### STATED PROBLEM
All the entries need to be quoted exactly, apart from the pictures, which you should drop.

### Collected data entries
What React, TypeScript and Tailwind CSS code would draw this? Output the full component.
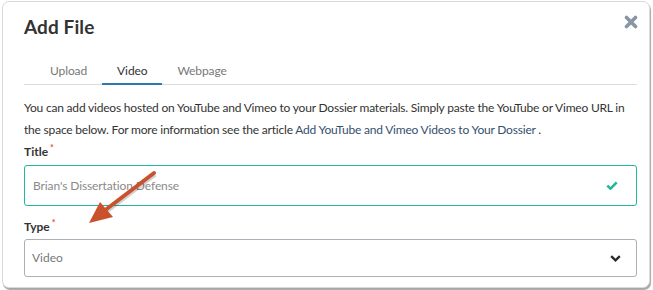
import React from "react";

export default function App() {
  return (
    <div className="relative h-[290px] w-[653px] overflow-hidden bg-white pt-[1px] pl-[2px] font-['Lato','Liberation_Sans',sans-serif] text-[#333]">
      <div className="relative h-[287px] w-[648px] rounded-[7px] border border-[#d9d9d9] bg-white pl-[21px] pr-[12px] shadow-[1px_2px_1px_rgba(0,0,0,0.35)]">
        <div className="flex items-start justify-between pt-[12px]">
          <h1 className="text-[19px] font-bold leading-[26px] tracking-[0.1px] text-[#333]">Add File</h1>
          <svg className="mt-[1px] mr-[-1px]" width="14" height="14" viewBox="0 0 14 14">
            <path d="M2.5 2.5 L11.5 11.5 M11.5 2.5 L2.5 11.5" stroke="#8a95a3" strokeWidth="3.6" strokeLinecap="round" />
          </svg>
        </div>

        <ul className="mt-[21px] flex border-b border-[#dcdcdc] pl-[11px] text-[12px] leading-[20px] tracking-[-0.1px]">
          <li className="px-[15px] pb-[3px] text-[#777]">Upload</li>
          <li className="mb-[-1px] border-b-2 border-[#2f78a8] px-[15px] pb-[2px] text-[#333]">Video</li>
          <li className="px-[15px] pb-[3px] text-[#777]">Webpage</li>
        </ul>

        <p className="mt-[12px] text-[12px] leading-[22px] tracking-[-0.2px]">
          You can add videos hosted on YouTube and Vimeo to your Dossier materials. Simply paste the YouTube or Vimeo URL in
          the space below. For more information see the article{" "}
          <span className="text-[#34506e]">Add YouTube and Vimeo Videos to Your Dossier</span> .
        </p>

        <label className="mt-[1px] flex text-[12px] font-bold leading-[20px]">
          Title<span className="ml-[2px] text-[9px] leading-[12px] text-[#e74c3c]">*</span>
        </label>
        <div className="mt-[3px] flex h-[41px] items-center justify-between rounded-[3px] border border-[#1fb89b] pl-[8px] pr-[18px] text-[12px] tracking-[-0.1px] text-[#8a8a8a]">
          <span>Brian's Dissertation Defense</span>
          <svg width="12" height="9" viewBox="0 0 12 9">
            <path d="M1.3 4.6 L4.5 7.6 L10.7 1.4" fill="none" stroke="#1fb89b" strokeWidth="2.6" />
          </svg>
        </div>

        <label className="mt-[11px] flex text-[12px] font-bold leading-[20px]">
          Type<span className="ml-[2px] text-[9px] leading-[12px] text-[#e74c3c]">*</span>
        </label>
        <div className="mt-[2px] flex h-[38px] items-center justify-between rounded-[3px] border border-[#a9b0b8] pl-[7px] pr-[15px] text-[12px] text-[#777]">
          <span>Video</span>
          <svg width="11" height="7" viewBox="0 0 11 7">
            <path d="M1.2 1.2 L5.5 5.3 L9.8 1.2" fill="none" stroke="#2b2b2b" strokeWidth="2.4" />
          </svg>
        </div>
      </div>

      <svg className="pointer-events-none absolute left-0 top-0" width="653" height="290" viewBox="0 0 653 290">
        <line x1="154" y1="173" x2="104" y2="211" stroke="rgba(0,0,0,0.18)" strokeWidth="4.5" transform="translate(1 1.5)" />
        <line x1="154" y1="173" x2="104" y2="211" stroke="#c9522c" strokeWidth="4" strokeLinecap="round" />
        <polygon points="89,223 100,202 113,217" fill="#c9522c" />
      </svg>
    </div>
  );
}
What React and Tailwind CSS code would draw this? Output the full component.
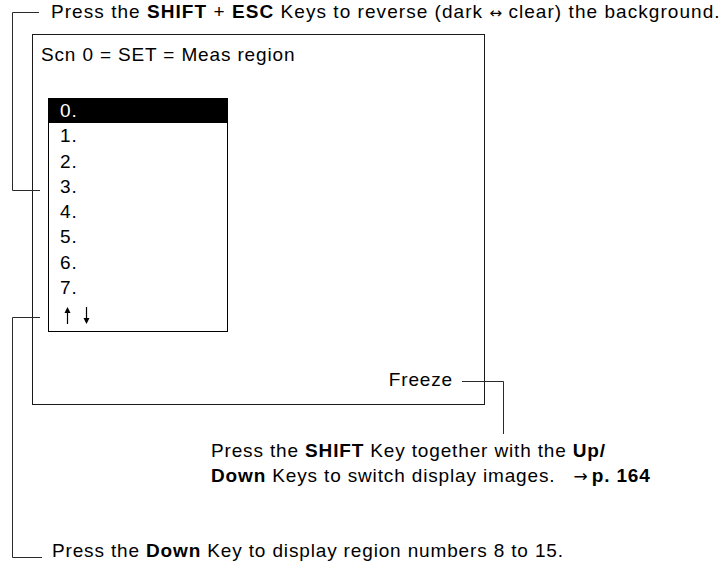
import React from "react";

const rows = ["0.", "1.", "2.", "3.", "4.", "5.", "6.", "7."];

function UpArrow() {
  return (
    <svg width="9" height="19" viewBox="0 0 9 19" className="inline-block" aria-hidden="true">
      <path d="M4.5 18V3" stroke="#000" strokeWidth="1.2" />
      <path d="M1.5 7L4.5 1L7.5 7Z" fill="#000" />
    </svg>
  );
}

function DownArrow() {
  return (
    <svg width="9" height="19" viewBox="0 0 9 19" className="inline-block" aria-hidden="true">
      <path d="M4.5 1V16" stroke="#000" strokeWidth="1.2" />
      <path d="M1.5 12L4.5 18L7.5 12Z" fill="#000" />
    </svg>
  );
}

export default function App() {
  return (
    <div className="relative w-[722px] h-[565px] overflow-hidden bg-white text-black font-['Liberation_Sans',Arial,sans-serif] tracking-[0.85px]">
      <p className="h-[34px] pl-[51px] text-[19px] leading-[24px] whitespace-nowrap tracking-[1.05px]">
        Press the <b>SHIFT</b> + <b>ESC</b> Keys to reverse (dark{" "}
        <span className="font-['DejaVu_Sans'] text-[15px] tracking-normal">↔</span> clear) the background.
      </p>

      <div className="ml-[32px] flex h-[371px] w-[453px] flex-col border border-[#1a1a1a] text-[19px]">
        <p className="pl-[8px] pt-[8px] leading-[24px] whitespace-nowrap">
          Scn 0 = SET = Meas region
        </p>
        <div className="ml-[15px] mt-[31px] h-[234px] w-[180px] border-x border-b border-black">
          {rows.map((r, i) => (
            <div
              key={r}
              className={
                "pl-[11px] leading-[25.3px] " +
                (i === 0 ? "bg-black text-white" : "")
              }
            >
              {r}
            </div>
          ))}
          <div className="flex items-center gap-[10px] pl-[14px] pt-[6px]">
            <UpArrow />
            <DownArrow />
          </div>
        </div>
        <p className="mt-auto self-end pb-[12px] pr-[31px] leading-[24px]">Freeze</p>
      </div>

      <div className="mt-[34px] pl-[211px] text-[19px] leading-[24.5px] whitespace-nowrap">
        <p>
          Press the <b>SHIFT</b> Key together with the <b>Up/</b>
        </p>
        <p>
          <b>Down</b> Keys to switch display images.
          <span className="pl-[18px] font-['DejaVu_Sans'] text-[17px] tracking-normal">→</span>
          <b className="pl-[4px]">p. 164</b>
        </p>
      </div>

      <p className="mt-[51px] pl-[52px] text-[19px] leading-[24px] whitespace-nowrap">
        Press the <b>Down</b> Key to display region numbers 8 to 15.
      </p>

      <svg
        className="pointer-events-none absolute inset-0"
        width="722"
        height="565"
        viewBox="0 0 722 565"
        fill="none"
        stroke="#2a2a2a"
        strokeWidth="1"
      >
        <path d="M39 12.5H12.5V190.5H40" />
        <path d="M40 317.5H12.5V557.5H42" />
        <path d="M462 381.5H503.5V434" />
      </svg>
    </div>
  );
}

### EXERCISE SOLUTION
What React, TypeScript and Tailwind CSS code would draw this? Output the full component.
import React from "react";

export default function App() {
  return (
    <div className="relative h-[290px] w-[653px] overflow-hidden bg-white pt-[1px] pl-[2px] font-['Lato','Liberation_Sans',sans-serif] text-[#333]">
      <div className="relative h-[287px] w-[648px] rounded-[7px] border border-[#d9d9d9] bg-white pl-[21px] pr-[12px] shadow-[1px_2px_1px_rgba(0,0,0,0.35)]">
        <div className="flex items-start justify-between pt-[12px]">
          <h1 className="text-[19px] font-bold leading-[26px] tracking-[0.1px] text-[#333]">Add File</h1>
          <svg className="mt-[1px] mr-[-1px]" width="14" height="14" viewBox="0 0 14 14">
            <path d="M2.5 2.5 L11.5 11.5 M11.5 2.5 L2.5 11.5" stroke="#8a95a3" strokeWidth="3.6" strokeLinecap="round" />
          </svg>
        </div>

        <ul className="mt-[21px] flex border-b border-[#dcdcdc] pl-[11px] text-[12px] leading-[20px] tracking-[-0.1px]">
          <li className="px-[15px] pb-[3px] text-[#777]">Upload</li>
          <li className="mb-[-1px] border-b-2 border-[#2f78a8] px-[15px] pb-[2px] text-[#333]">Video</li>
          <li className="px-[15px] pb-[3px] text-[#777]">Webpage</li>
        </ul>

        <p className="mt-[12px] text-[12px] leading-[22px] tracking-[-0.2px]">
          You can add videos hosted on YouTube and Vimeo to your Dossier materials. Simply paste the YouTube or Vimeo URL in
          the space below. For more information see the article{" "}
          <span className="text-[#34506e]">Add YouTube and Vimeo Videos to Your Dossier</span> .
        </p>

        <label className="mt-[1px] flex text-[12px] font-bold leading-[20px]">
          Title<span className="ml-[2px] text-[9px] leading-[12px] text-[#e74c3c]">*</span>
        </label>
        <div className="mt-[3px] flex h-[41px] items-center justify-between rounded-[3px] border border-[#1fb89b] pl-[8px] pr-[18px] text-[12px] tracking-[-0.1px] text-[#8a8a8a]">
          <span>Brian's Dissertation Defense</span>
          <svg width="12" height="9" viewBox="0 0 12 9">
            <path d="M1.3 4.6 L4.5 7.6 L10.7 1.4" fill="none" stroke="#1fb89b" strokeWidth="2.6" />
          </svg>
        </div>

        <label className="mt-[11px] flex text-[12px] font-bold leading-[20px]">
          Type<span className="ml-[2px] text-[9px] leading-[12px] text-[#e74c3c]">*</span>
        </label>
        <div className="mt-[2px] flex h-[38px] items-center justify-between rounded-[3px] border border-[#a9b0b8] pl-[7px] pr-[15px] text-[12px] text-[#777]">
          <span>Video</span>
          <svg width="11" height="7" viewBox="0 0 11 7">
            <path d="M1.2 1.2 L5.5 5.3 L9.8 1.2" fill="none" stroke="#2b2b2b" strokeWidth="2.4" />
          </svg>
        </div>
      </div>

      <svg className="pointer-events-none absolute left-0 top-0" width="653" height="290" viewBox="0 0 653 290">
        <line x1="154" y1="173" x2="104" y2="211" stroke="rgba(0,0,0,0.18)" strokeWidth="4.5" transform="translate(1 1.5)" />
        <line x1="154" y1="173" x2="104" y2="211" stroke="#c9522c" strokeWidth="4" strokeLinecap="round" />
        <polygon points="89,223 100,202 113,217" fill="#c9522c" />
      </svg>
    </div>
  );
}
What React and Tailwind CSS code would draw this? Output the full component.
import React from "react";

const rows = ["0.", "1.", "2.", "3.", "4.", "5.", "6.", "7."];

function UpArrow() {
  return (
    <svg width="9" height="19" viewBox="0 0 9 19" className="inline-block" aria-hidden="true">
      <path d="M4.5 18V3" stroke="#000" strokeWidth="1.2" />
      <path d="M1.5 7L4.5 1L7.5 7Z" fill="#000" />
    </svg>
  );
}

function DownArrow() {
  return (
    <svg width="9" height="19" viewBox="0 0 9 19" className="inline-block" aria-hidden="true">
      <path d="M4.5 1V16" stroke="#000" strokeWidth="1.2" />
      <path d="M1.5 12L4.5 18L7.5 12Z" fill="#000" />
    </svg>
  );
}

export default function App() {
  return (
    <div className="relative w-[722px] h-[565px] overflow-hidden bg-white text-black font-['Liberation_Sans',Arial,sans-serif] tracking-[0.85px]">
      <p className="h-[34px] pl-[51px] text-[19px] leading-[24px] whitespace-nowrap tracking-[1.05px]">
        Press the <b>SHIFT</b> + <b>ESC</b> Keys to reverse (dark{" "}
        <span className="font-['DejaVu_Sans'] text-[15px] tracking-normal">↔</span> clear) the background.
      </p>

      <div className="ml-[32px] flex h-[371px] w-[453px] flex-col border border-[#1a1a1a] text-[19px]">
        <p className="pl-[8px] pt-[8px] leading-[24px] whitespace-nowrap">
          Scn 0 = SET = Meas region
        </p>
        <div className="ml-[15px] mt-[31px] h-[234px] w-[180px] border-x border-b border-black">
          {rows.map((r, i) => (
            <div
              key={r}
              className={
                "pl-[11px] leading-[25.3px] " +
                (i === 0 ? "bg-black text-white" : "")
              }
            >
              {r}
            </div>
          ))}
          <div className="flex items-center gap-[10px] pl-[14px] pt-[6px]">
            <UpArrow />
            <DownArrow />
          </div>
        </div>
        <p className="mt-auto self-end pb-[12px] pr-[31px] leading-[24px]">Freeze</p>
      </div>

      <div className="mt-[34px] pl-[211px] text-[19px] leading-[24.5px] whitespace-nowrap">
        <p>
          Press the <b>SHIFT</b> Key together with the <b>Up/</b>
        </p>
        <p>
          <b>Down</b> Keys to switch display images.
          <span className="pl-[18px] font-['DejaVu_Sans'] text-[17px] tracking-normal">→</span>
          <b className="pl-[4px]">p. 164</b>
        </p>
      </div>

      <p className="mt-[51px] pl-[52px] text-[19px] leading-[24px] whitespace-nowrap">
        Press the <b>Down</b> Key to display region numbers 8 to 15.
      </p>

      <svg
        className="pointer-events-none absolute inset-0"
        width="722"
        height="565"
        viewBox="0 0 722 565"
        fill="none"
        stroke="#2a2a2a"
        strokeWidth="1"
      >
        <path d="M39 12.5H12.5V190.5H40" />
        <path d="M40 317.5H12.5V557.5H42" />
        <path d="M462 381.5H503.5V434" />
      </svg>
    </div>
  );
}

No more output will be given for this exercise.